Azam’s testimony has no legal value, says PTI counsel

Says ex-principal secy recorded his statement as accused and not as witness


Fiaz Mahmood April 03, 2024
Ex-principal secretary PTI Azam Khan. Photo: Express

ISLAMABAD:

Pakistan Tehreek-e-Insaf (PTI) counsel Barrister Salman Safdar on Tuesday informed the Islamabad High Court (IHC) that Azam Khan, principal secretary to former premier Imran Khan, had changed his statement in the cipher case, adding that he had testified before the magistrate as an accused and not as a witness, which was not under oath, therefore it had not legal status.

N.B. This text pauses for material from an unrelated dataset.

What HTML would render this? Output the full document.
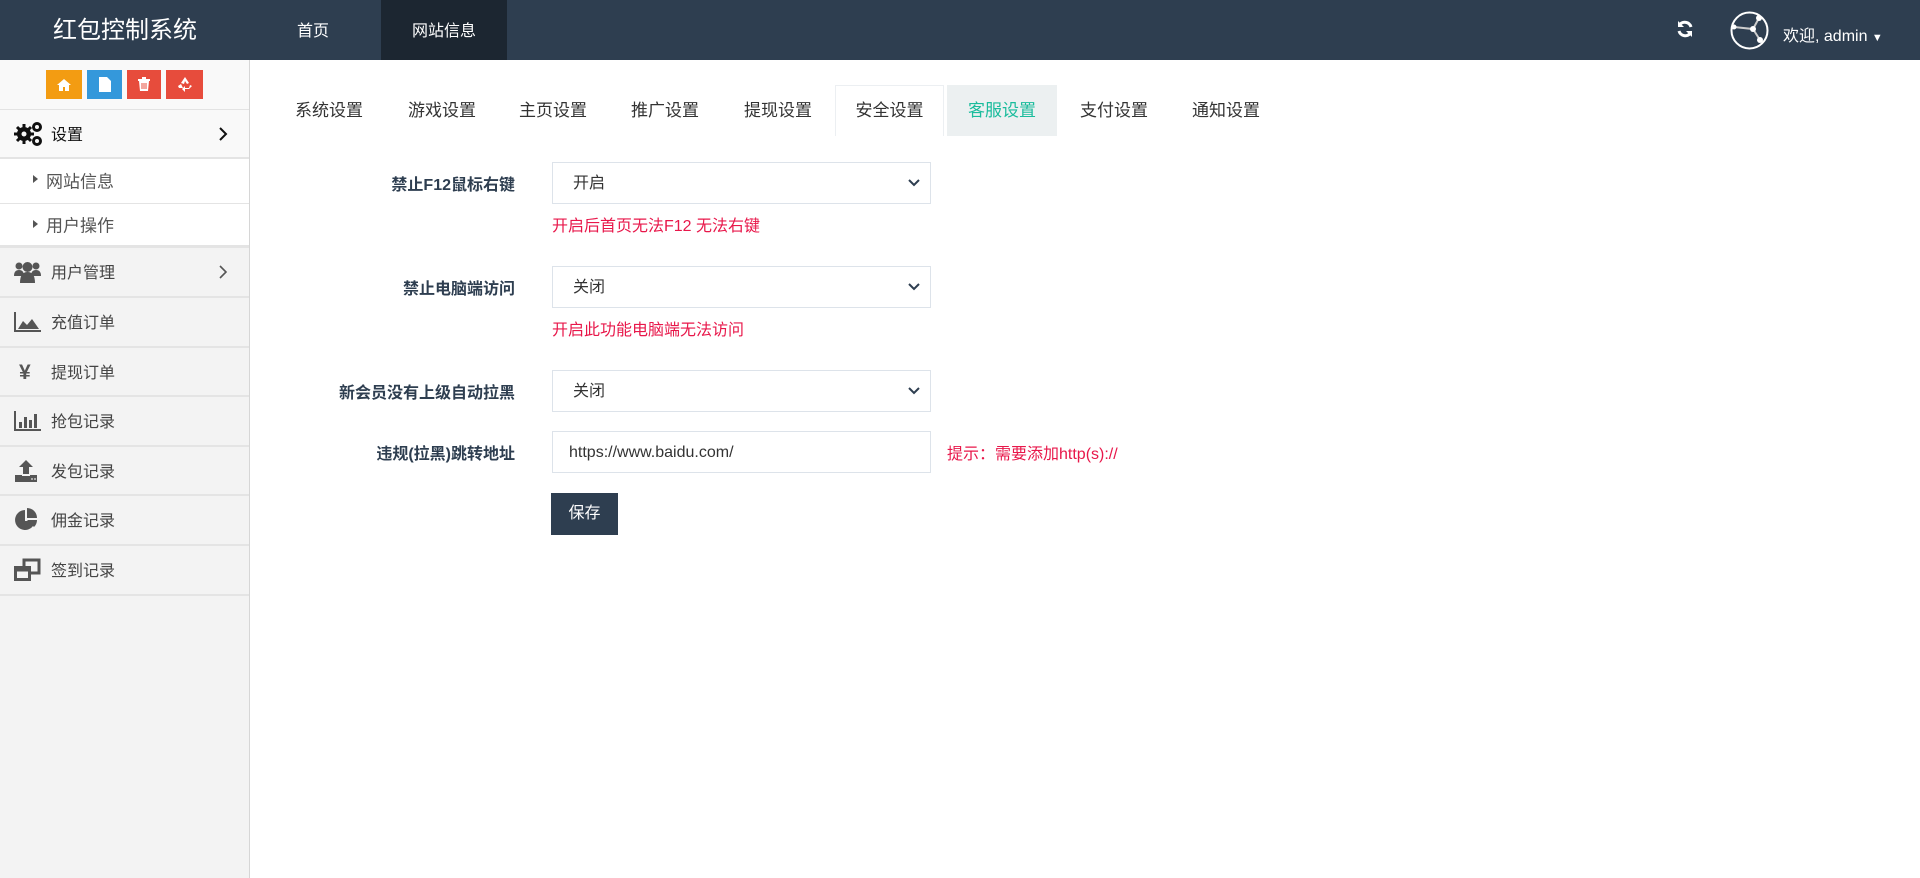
<!DOCTYPE html>
<html><head><meta charset="utf-8"><style>
*{box-sizing:border-box;margin:0;padding:0}
body{width:1920px;height:878px;overflow:hidden;background:#fff;font-family:"Liberation Sans","Noto Sans CJK SC",sans-serif;position:relative;color:#333}
.hd{position:absolute;left:0;top:0;width:1920px;height:60px;background:#2e3e50}
.logo{position:absolute;left:0;top:2px;width:250px;height:60px;line-height:58px;text-align:center;color:#fff;font-size:24px}
.nav{position:absolute;top:0;height:60px;line-height:64px;color:#fff;font-size:16px;text-align:center}
.sb{position:absolute;left:0;top:60px;width:250px;height:818px;background:#f3f3f3;border-right:1px solid #d6d6d6}
.tb{height:50px;background:#f9f9f9;position:relative;border-bottom:1px solid #e3e3e3}
.btn{position:absolute;top:10px;height:29px;color:#fff;text-align:center}
.row{position:absolute;left:0;width:249px;border-bottom:2px solid #e4e4e4;font-size:16px;color:#444}
.row .t{position:absolute;left:51px;top:50%;transform:translateY(-54%)}
.row svg.i{position:absolute;left:14px;top:50%;transform:translateY(-50%)}
.chev{position:absolute;left:218px;top:50%;transform:translateY(-50%)}
.tab{position:absolute;top:85px;height:51px;line-height:51px;width:112px;text-align:center;font-size:17px;color:#333}
.lbl{position:absolute;right:1405px;font-size:16px;font-weight:bold;color:#2e3e50;white-space:nowrap}
.sel{position:absolute;left:552px;width:379px;height:42px;border:1px solid #dde3ea;font-size:16px;color:#333;line-height:42px;padding-left:20px}
.sel svg{position:absolute;right:10px;top:16px}
.hint{position:absolute;left:552px;color:#e8174a;font-size:16px}
</style></head><body>
<div class="hd">
<div class="logo">红包控制系统</div>
<div class="nav" style="left:282px;width:62px">首页</div>
<div class="nav" style="left:381px;width:126px;background:#1c2631">网站信息</div>
<svg style="position:absolute;left:1676px;top:20px" width="18" height="18" viewBox="0 0 18 18"><path d="M15 7A6.5 6.5 0 0 0 3.5 5" stroke="#fff" stroke-width="3" fill="none"/><path d="M2 1v6h6z" fill="#fff"/><path d="M3 11a6.5 6.5 0 0 0 11.5 2" stroke="#fff" stroke-width="3" fill="none"/><path d="M16 17v-6h-6z" fill="#fff"/></svg>
<svg style="position:absolute;left:1730px;top:11px" width="39" height="39" viewBox="0 0 39 39"><circle cx="19.5" cy="19.5" r="18" stroke="#fff" stroke-width="2" fill="none"/><path d="M4 16L23 18L29 7M23 18L30 29" stroke="#ccc" stroke-width="2" fill="none"/><circle cx="23" cy="18" r="3" fill="#fff"/><circle cx="29" cy="7" r="3" fill="#fff"/><circle cx="30" cy="29" r="3" fill="#fff"/><circle cx="4" cy="16" r="2.5" fill="#fff"/></svg>
<div style="position:absolute;left:1783px;top:22px;color:#fff;font-size:16px">欢迎, admin <span style="font-size:11px">▼</span></div>
</div>
<div class="sb">
<div class="tb">
<div class="btn" style="left:46px;width:36px;background:#f39c12"><svg width="14" height="14" viewBox="0 0 14 14" style="margin-top:8px"><path d="M7 1L0 7h2v6h4V9h2v4h4V7h2z" fill="#fff"/></svg></div>
<div class="btn" style="left:87px;width:35px;background:#3498db"><svg width="12" height="15" viewBox="0 0 12 15" style="margin-top:7px"><path d="M0 0h8l4 4v11H0z" fill="#fff"/></svg></div>
<div class="btn" style="left:127px;width:34px;background:#e74c3c"><svg width="12" height="14" viewBox="0 0 12 14" style="margin-top:7px"><path d="M0 2h12v2H0zM4 0h4v2H4zM1 4h10l-1 10H2z" fill="#fff"/><path d="M4 6v6M6 6v6M8 6v6" stroke="#e74c3c"/></svg></div>
<div class="btn" style="left:166px;width:37px;background:#e74c3c"><svg width="16" height="16" viewBox="0 0 16 16" style="margin-top:6px"><path d="M8 1L4 7l3 1 1-3 2 3 2-1zM1 10l3-2 2 4H2zM15 10l-3 3H8v3l-3-3 3-3v2h4l1-3z" fill="#fff"/></svg></div>
</div>
<div class="row" style="top:50px;height:49px;background:#f9f9f9;color:#111"><svg class="i" width="28" height="24" viewBox="0 0 28 24"><circle cx="10" cy="12" r="7" fill="#111"/><path d="M10 2v20M0 12h20M3 5l14 14M17 5L3 19" stroke="#111" stroke-width="3"/><circle cx="10" cy="12" r="2.5" fill="#f9f9f9"/><circle cx="23" cy="5" r="3.5" fill="none" stroke="#111" stroke-width="3"/><circle cx="23" cy="19" r="3.5" fill="none" stroke="#111" stroke-width="3"/></svg><span class="t" style="font-size:16px">设置</span><svg class="chev" width="10" height="16" viewBox="0 0 10 16"><path d="M2 2l6 6-6 6" stroke="#111" stroke-width="2" fill="none"/></svg></div>
<div class="row" style="top:99px;height:45px;background:#fff;border-bottom:1px solid #e4e4e4"><span style="position:absolute;left:33px;top:16px;border-left:5px solid #555;border-top:4px solid transparent;border-bottom:4px solid transparent"></span><span class="t" style="left:46px;font-size:17px;color:#555">网站信息</span></div>
<div class="row" style="top:144px;height:44px;background:#fff;border-bottom:3px solid #e4e4e4"><span style="position:absolute;left:33px;top:16px;border-left:5px solid #555;border-top:4px solid transparent;border-bottom:4px solid transparent"></span><span class="t" style="left:46px;font-size:17px;color:#555">用户操作</span></div>
<div class="row" style="top:188px;height:50px"><svg class="i" width="27" height="22" viewBox="0 0 27 22"><circle cx="5" cy="5" r="3.5" fill="#555"/><circle cx="22" cy="5" r="3.5" fill="#555"/><circle cx="13.5" cy="6" r="5" fill="#555"/><path d="M0 15q0-6 5-6t5 6zM17 15q0-6 5-6t5 6zM6 22q0-11 7.5-11t7.5 11z" fill="#555"/></svg><span class="t">用户管理</span><svg class="chev" width="10" height="16" viewBox="0 0 10 16"><path d="M2 2l6 6-6 6" stroke="#555" stroke-width="1.6" fill="none"/></svg></div>
<div class="row" style="top:238px;height:50px"><svg class="i" width="27" height="20" viewBox="0 0 27 20"><path d="M1 0v19h26" stroke="#555" stroke-width="2" fill="none"/><path d="M4 17l5-8 4 4 5-6 7 10z" fill="#555"/></svg><span class="t">充值订单</span></div>
<div class="row" style="top:288px;height:49px"><span style="position:absolute;left:19px;top:13px;font-size:21px;font-weight:bold;color:#555">¥</span><span class="t">提现订单</span></div>
<div class="row" style="top:337px;height:50px"><svg class="i" width="27" height="20" viewBox="0 0 27 20"><path d="M1 0v19h26" stroke="#555" stroke-width="2" fill="none"/><path d="M5 11h3v6H5zM10 6h3v11h-3zM15 9h3v8h-3zM20 3h3v14h-3z" fill="#555"/></svg><span class="t">抢包记录</span></div>
<div class="row" style="top:387px;height:49px"><svg class="i" width="24" height="22" viewBox="0 0 24 22"><path d="M12 0l7 7h-4v7H9V7H5z M1 15h7v1h8v-1h7v7H1z" fill="#555"/><path d="M17 19h2M20 19h2" stroke="#fff"/></svg><span class="t">发包记录</span></div>
<div class="row" style="top:436px;height:50px"><svg class="i" width="24" height="24" viewBox="0 0 24 24"><path d="M11 2a10 10 0 1 0 10 11H11z" fill="#555"/><path d="M13 0a10 10 0 0 1 10 10H13zM13 12h10a10 10 0 0 1-3 7z" fill="#555"/></svg><span class="t">佣金记录</span></div>
<div class="row" style="top:486px;height:50px"><svg class="i" width="27" height="24" viewBox="0 0 27 24"><rect x="10" y="2" width="15" height="13" fill="none" stroke="#555" stroke-width="3"/><rect x="1.5" y="9.5" width="14" height="12" fill="#f3f3f3" stroke="#555" stroke-width="3"/><rect x="1.5" y="9.5" width="14" height="4" fill="#555"/></svg><span class="t">签到记录</span></div>
</div>

<div class="tab" style="left:273px">系统设置</div>
<div class="tab" style="left:386px">游戏设置</div>
<div class="tab" style="left:497px">主页设置</div>
<div class="tab" style="left:609px">推广设置</div>
<div class="tab" style="left:722px">提现设置</div>
<div class="tab" style="left:835px;width:109px;border:1px solid #eceff2;border-bottom:none;line-height:49px">安全设置</div>
<div class="tab" style="left:947px;width:110px;background:#ecf0f1;color:#1abc9c">客服设置</div>
<div class="tab" style="left:1058px">支付设置</div>
<div class="tab" style="left:1170px">通知设置</div>

<div class="lbl" style="top:171px">禁止F12鼠标右键</div>
<div class="sel" style="top:162px">开启<svg width="12" height="8" viewBox="0 0 12 8"><path d="M1 1l5 5 5-5" stroke="#2e3e50" stroke-width="2" fill="none"/></svg></div>
<div class="hint" style="top:212px">开启后首页无法F12 无法右键</div>

<div class="lbl" style="top:275px">禁止电脑端访问</div>
<div class="sel" style="top:266px">关闭<svg width="12" height="8" viewBox="0 0 12 8"><path d="M1 1l5 5 5-5" stroke="#2e3e50" stroke-width="2" fill="none"/></svg></div>
<div class="hint" style="top:316px">开启此功能电脑端无法访问</div>

<div class="lbl" style="top:379px">新会员没有上级自动拉黑</div>
<div class="sel" style="top:370px">关闭<svg width="12" height="8" viewBox="0 0 12 8"><path d="M1 1l5 5 5-5" stroke="#2e3e50" stroke-width="2" fill="none"/></svg></div>

<div class="lbl" style="top:440px">违规(拉黑)跳转地址</div>
<div class="sel" style="top:431px;padding-left:16px">https://www.baidu.com/</div>
<div style="position:absolute;left:947px;top:440px;color:#e8174a;font-size:16px">提示：需要添加http(s)://</div>

<div style="position:absolute;left:551px;top:493px;width:67px;height:42px;background:#2e3e50;color:#fff;font-size:16px;line-height:42px;text-align:center">保存</div>
</body></html>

The PTI lawyer made these arguments as a division bench of the IHC comprising Chief Justice Aamer Farooq and Justice Miangul Hassan Aurangzeb heard the PTI founder and former foreign minister Shah Mahmood Qureshi’s appeals against their sentence in the case.

Last year, in his testimony before a court, Azam Khan had claimed that Imran Khan directed his military secretary and personal staff ‘a number of times’ to search for the cipher, but then he waved a piece of paper in the public rally on March 27 ‘implying’ that it was the diplomatic cable.

During the hearing, Barrister Safdar contended that Azam Khan’s statement before the investigation officer and the magistrate differed. He said deviating from the previous statement went in the accused favour.

The chief justice remarked that according to the prosecution cipher was ‘twisted’. He asked what did the lawyer say in this context.

Barrister Safdar maintained that Azam Khan had never said that the PTI founder had intentionally misplaced the copy of the cipher, but had said that Imran asked the military secretary to search for a copy of the diplomatic cable.

The counsel said according to the FIR, the piece of paper was waved during a public gathering on March 27, 2023 whereas the conspiracy was hatched in a meeting on March 28. He said later the prosecution did not insist on this point and dropped the charge mentioned in the FIR.

Barrister Safdar noted that Azam Khan was nominated as accused in the FIR and that he was charged with framing the ‘minutes of the meeting’ and ‘being a part of conspiracy’.

The chief justice remarked that Azam Khan was not named as accused in the FIR, adding that if he was named as suspect in the preliminary investigation, but was not in the challan.

Barrister Safdar argued that Azam Khan was sent call up notices for seventeen months to join the inquiry.

The lawyer said Azam was ‘abducted’ and after the registration of FIR, the very next day he recorded his statement without getting his bail.

He said the accused recorded his statement before the magistrate the same day after having done so before the investigation officer.

The magistrate while recording the statement had written that the accused was presented, he said.

The chief justice inquired whether Azam Khan was arrested after his statement was recorded on August 16.

Barrister Safdar replied that the magistrate recorded the statement and said that Azam Khan would not be handed over to the authorities.

This means that he recorded his statement not as a witness but as an accused, he said, adding that the statement before the magistrate was not under oath.

Later, the court adjourned the hearing of the case until April 3.